In my EDA, I first assessed the relationship among variables through a correlation matrix. However, it seemed that many variables are not highly related. Additionally, the graph only provided with limited useful information, so, in the next step, I also explored the distribution of some features.

One interesting fact I found from the graph is that in most plays, teams will not gain too many yards when a ball carrier takes the handoff. The gained yards concentrated in a range of -5 to 10. Therefore, my predicted results should also be concentrated in this range. If most of my predicted yards are above 20, the I would know that there should be a mistake in my model.

As a new football fan, I still don’t fully understand some of the strategic moves or formations. So, I added the positions of players to a blank football field and created some more directed graphs to help me understand the formation. The following graph showed the formation of one play. As we can see, two players from the defense team stand a little bit away from their team members. On the other side, the rusher and another member from the offense team stand very closely to each other. Moreover, the members of the offense team overall stick more closely than members from the defense team. Thus, maybe certain team formations and the distance among different members have important effects in the model I am going to build.

Finally, since I have spent four years at the Ohio State University, I know we have a very competitive football team. Therefore, I think that the player’s college names might be related to the yards gained in a play. One criteria to evaluate the competency of a college football is to see the number of graduates who joined NFL. As a result, I made a world cloud to identify competitive college football teams. From the cloud, Ohio State University, together with the other two, are the most identifiable teams, which suggest that these colleges are more competitive overall.

Feature Selection

Since the original dataset provided by Kaggle contains too many variables, my first task is to combine some of these variables into single variables and create new variables. For example, the dataset contains players’ height and weight, and they could be replaced by the Body Mass Index (BMI), which is calculated by height and weight. Additionally, as discovered from the previous EDA and suggested by many professional football analysts, the average distance to team’s centroid as well as the average distance between each player and quaterback are two important predictive variables in predictive analysis. Therefore, I also defined and added these features in the original dataset.

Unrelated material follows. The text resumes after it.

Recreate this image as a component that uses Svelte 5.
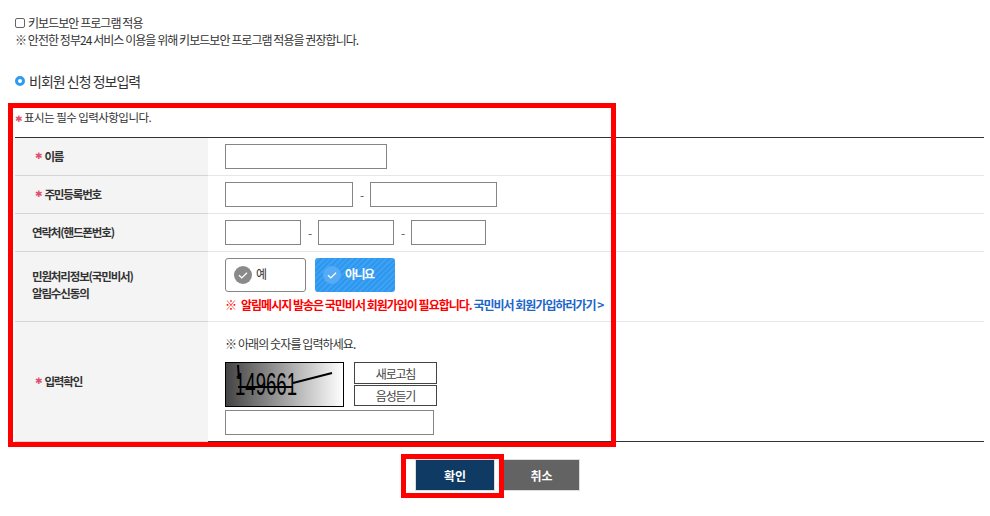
<script lang="ts">
    const star = '✱';
</script>

<main class="page">
    <div class="keyboard">
        <label class="check"><input type="checkbox" /> 키보드보안 프로그램 적용</label>
        <p>※ 안전한 정부24 서비스 이용을 위해 키보드보안 프로그램 적용을 권장합니다.</p>
    </div>

    <h2><span class="dot"></span>비회원 신청 정보입력</h2>

    <section class="form">
        <div class="highlight form-mark"></div>
        <p class="legend"><span class="star">{star}</span> 표시는 필수 입력사항입니다.</p>

        <div class="table">
            <div class="row r1">
                <div class="th req"><span class="star">{star}</span> 이름</div>
                <div class="td"><input class="w162" type="text" /></div>
            </div>
            <div class="row r1">
                <div class="th req"><span class="star">{star}</span> 주민등록번호</div>
                <div class="td">
                    <input class="w128" type="text" /><span class="dash">-</span><input class="w127" type="text" />
                </div>
            </div>
            <div class="row r1">
                <div class="th">연락처(핸드폰번호)</div>
                <div class="td">
                    <input class="w76" type="text" /><span class="dash">-</span><input class="w76" type="text" /><span class="dash">-</span><input class="w75" type="text" />
                </div>
            </div>
            <div class="row r2">
                <div class="th two">민원처리정보(국민비서)<br />알림수신동의</div>
                <div class="td column">
                    <div class="choices">
                        <button class="choice" type="button">
                            <svg viewBox="0 0 18 18" width="18" height="18"><circle cx="9" cy="9" r="9" fill="#8a8a8a" /><path d="M5 9.3l2.8 2.6L13 6.8" fill="none" stroke="#fff" stroke-width="1.4" /></svg>
                            <span>예</span>
                        </button>
                        <button class="choice on" type="button">
                            <svg viewBox="0 0 18 18" width="18" height="18"><circle cx="9" cy="9" r="9" fill="#55abf5" /><path d="M5 9.3l2.8 2.6L13 6.8" fill="none" stroke="#fff" stroke-width="1.4" /></svg>
                            <span>아니요</span>
                        </button>
                    </div>
                    <p class="notice">
                        <span class="red"><span class="mark">※</span>알림메시지 발송은 국민비서 회원가입이 필요합니다.</span>
                        <span class="blue">국민비서 회원가입하러가기 &gt;</span>
                    </p>
                </div>
            </div>
            <div class="row r3">
                <div class="th req"><span class="star">{star}</span> 입력확인</div>
                <div class="td column">
                    <p class="hint">※ 아래의 숫자를 입력하세요.</p>
                    <div class="captcha">
                        <div class="image">
                            <svg viewBox="0 0 117 43" width="117" height="43">
                                <path d="M12 2l1 14M67 20L106 10M12 24h54" stroke="#000" stroke-width="2" fill="none" />
                                <text x="9" y="32" class="digits" textLength="62" lengthAdjust="spacingAndGlyphs">149661</text>
                            </svg>
                        </div>
                        <div class="capbtns">
                            <button type="button">새로고침</button>
                            <button type="button">음성듣기</button>
                        </div>
                    </div>
                    <input class="w209" type="text" />
                </div>
            </div>
        </div>
    </section>

    <div class="actions">
        <div class="highlight action-mark"></div>
        <button class="btn ok" type="button">확인</button>
        <button class="btn cancel" type="button">취소</button>
    </div>
</main>

<style>
    :global(body) {
        margin: 0;
        background: #fff;
    }

    .page {
        box-sizing: border-box;
        width: 990px;
        height: 516px;
        padding: 15px 6px 0 15px;
        overflow: hidden;
        font-family: "Noto Sans CJK KR", "Noto Sans", sans-serif;
        font-size: 12px;
        letter-spacing: -0.95px;
        color: #333;
    }

    p {
        margin: 0;
    }

    input[type="text"] {
        box-sizing: border-box;
        height: 25px;
        margin: 0;
        padding: 0;
        background: #fff;
        border: 1px solid #858585;
        border-radius: 0;
    }

    .keyboard {
        line-height: 18px;
    }

    .check {
        display: flex;
        align-items: center;
        gap: 3px;
        height: 16px;
        font-size: 12px;
    }

    .check input {
        width: 10px;
        height: 10px;
        margin: 0;
        appearance: none;
        border: 1px solid #666;
        border-radius: 2px;
    }

    h2 {
        display: flex;
        align-items: center;
        gap: 4px;
        margin: 22px 0 0;
        height: 20px;
        font-size: 14px;
        font-weight: 400;
        letter-spacing: -1px;
    }

    .dot {
        box-sizing: border-box;
        width: 10px;
        height: 10px;
        border: 3px solid #2f9bef;
        border-radius: 50%;
    }

    .form {
        position: relative;
        margin-top: 10px;
    }

    .legend {
        box-sizing: border-box;
        height: 36px;
        padding-top: 5px;
        line-height: 22px;
        font-size: 11.5px;
        letter-spacing: -0.55px;
    }

    .star {
        font-family: "DejaVu Sans", sans-serif;
        font-size: 9px;
        color: #e0506a;
    }

    .table {
        border-top: 1px solid #333;
        border-bottom: 1px solid #333;
    }

    .row {
        display: grid;
        grid-template-columns: 193px 1fr;
        border-bottom: 1px solid #e6e6e6;
    }

    .row:last-child {
        border-bottom: 0;
    }

    .r1 {
        height: 37px;
    }

    .r2 {
        height: 69px;
    }

    .r3 {
        height: 119px;
    }

    .th {
        box-sizing: border-box;
        display: flex;
        align-items: center;
        padding: 0 0 1px 17px;
        background: #f4f4f4;
        box-shadow: 0 1px 0 #d5d5d5;
        font-size: 11.5px;
        font-weight: 700;
        letter-spacing: -1.15px;
    }

    .req {
        padding-left: 20px;
        gap: 3px;
    }

    .two {
        display: block;
        padding-top: 16px;
        line-height: 17px;
    }

    .td {
        display: flex;
        align-items: center;
        padding-left: 17px;
    }

    .column {
        flex-direction: column;
        align-items: flex-start;
    }

    .dash {
        width: 17px;
        text-align: center;
        color: #555;
    }

    .w162 { width: 162px; }
    .w128 { width: 128px; }
    .w127 { width: 127px; }
    .w76 { width: 76px; }
    .w75 { width: 75px; }
    .w209 { width: 209px; }

    .choices {
        display: flex;
        gap: 9px;
        margin-top: 6px;
    }

    .choice {
        box-sizing: border-box;
        display: flex;
        align-items: center;
        gap: 4px;
        width: 81px;
        height: 34px;
        padding: 0 0 0 8px;
        font: inherit;
        letter-spacing: -1px;
        color: #333;
        background: #fff;
        border: 1px solid #858585;
        border-radius: 3px;
    }

    .choice span {
        margin-top: -3px;
    }

    .choice.on {
        width: 80px;
        padding-left: 8px;
        color: #fff;
        font-weight: 700;
        letter-spacing: -1.5px;
        border: 0;
        background: repeating-linear-gradient(135deg, #2e98f0 0 2px, #3fa1f2 2px 4px);
    }

    .notice {
        margin-top: 4px;
        line-height: 17px;
        font-size: 12px;
        font-weight: 700;
        letter-spacing: -1px;
        white-space: nowrap;
    }

    .mark {
        margin-right: 5px;
    }

    .red {
        color: #f00;
    }

    .blue {
        color: #1b66c9;
    }

    .hint {
        margin-top: 13px;
        line-height: 18px;
        letter-spacing: -0.9px;
    }

    .captcha {
        display: flex;
        gap: 10px;
        margin-top: 9px;
    }

    .image {
        box-sizing: border-box;
        width: 119px;
        height: 45px;
        border: 1px solid #000;
        background: linear-gradient(90deg, #444, #fff);
    }

    .image svg {
        display: block;
    }

    .digits {
        font-family: "Liberation Sans", sans-serif;
        font-size: 32px;
        letter-spacing: 0;
        fill: #000;
    }

    .capbtns {
        display: flex;
        flex-direction: column;
        gap: 1px;
    }

    .capbtns button {
        box-sizing: border-box;
        width: 83px;
        height: 21px;
        padding: 0;
        font: inherit;
        letter-spacing: -1.2px;
        color: #444;
        background: #fff;
        border: 1px solid #444;
    }

    .capbtns button:first-child {
        height: 22px;
    }

    .captcha + input {
        margin-top: 3px;
    }

    .actions {
        position: relative;
        display: flex;
        justify-content: flex-start;
        gap: 8px;
        margin: 17px 0 0 400px;
    }

    .btn {
        box-sizing: border-box;
        width: 80px;
        height: 32px;
        padding: 0;
        font: inherit;
        font-weight: 700;
        color: #fff;
        border: 1px solid #ddd;
    }

    .ok {
        background: #0f3a63;
    }

    .cancel {
        width: 77px;
        background: #636363;
    }

    .highlight {
        position: absolute;
        box-sizing: border-box;
        border: 5px solid #f00;
        pointer-events: none;
        z-index: 2;
    }

    .form-mark {
        left: -7px;
        top: 2px;
        width: 608px;
        height: 344px;
    }

    .action-mark {
        left: -14px;
        top: -5px;
        width: 103px;
        height: 44px;
    }
</style>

Partial codes for redefining variables

Data Cleaning

The last step before building the model is cleaning data. In the previous step, I already redefined some of the variables to transform the data to the same form. For example, under the turf variable, “grass” and “natural grass” actually refer to the same kind of turf, so I relabeled them as “natural” which reduces the chaos when building the model. Additionally, one tricky part of the data is that some team abbreviations are wrong. Arizona Cardinals is supposed to be ARZ instead of ARI recorded in the dataset. Baltimore Ravens is supposed to be BLT instead of BAL, etc. In this step, I further processed the data to suit the algorithm used in machine learning models. The reason that I removed the categorical features is that there would be a bug when scaling the data if keeping the categorical variables.

Building Models

Instead of using XGBoost, I used LightGBM to build my model. Similar to XGBoost, LightGBM is also an gradient boosting algorithm based on tree model. It is developed by Microsoft with faster training speed and higher efficiency. Some data scientists claim that LightGBM is the improved generation of XGBoost. As I mentioned before, once the data is cleaned, building a model then becomes very easy. Through adjusting the parameters of the model, it becomes more and more accurate. I also used cross validation when training the model, which allows the model to improve by itself.

Predict Play Results

Finally, let’s predict the yards! Since the original data from Kaggle is automatically split into two parts, train part and validation part, I also need to process the validation part of data, just like the way I processed the train part of data (that’s why I defined a lot of functions in my previous steps). One thing to notice is that the results don’t return one single number for each play. Normally, the model will return the predicted value that has the highest probability to occur. However, in this scenario, I want to see the distribution of these probabilities. In other word, I want to know the probability of each one of the 200 results, ranging from -99 yards to 99 yards. As a result, the final output is a form with 200 columns filled with probabilities associated with each one of the 200 results.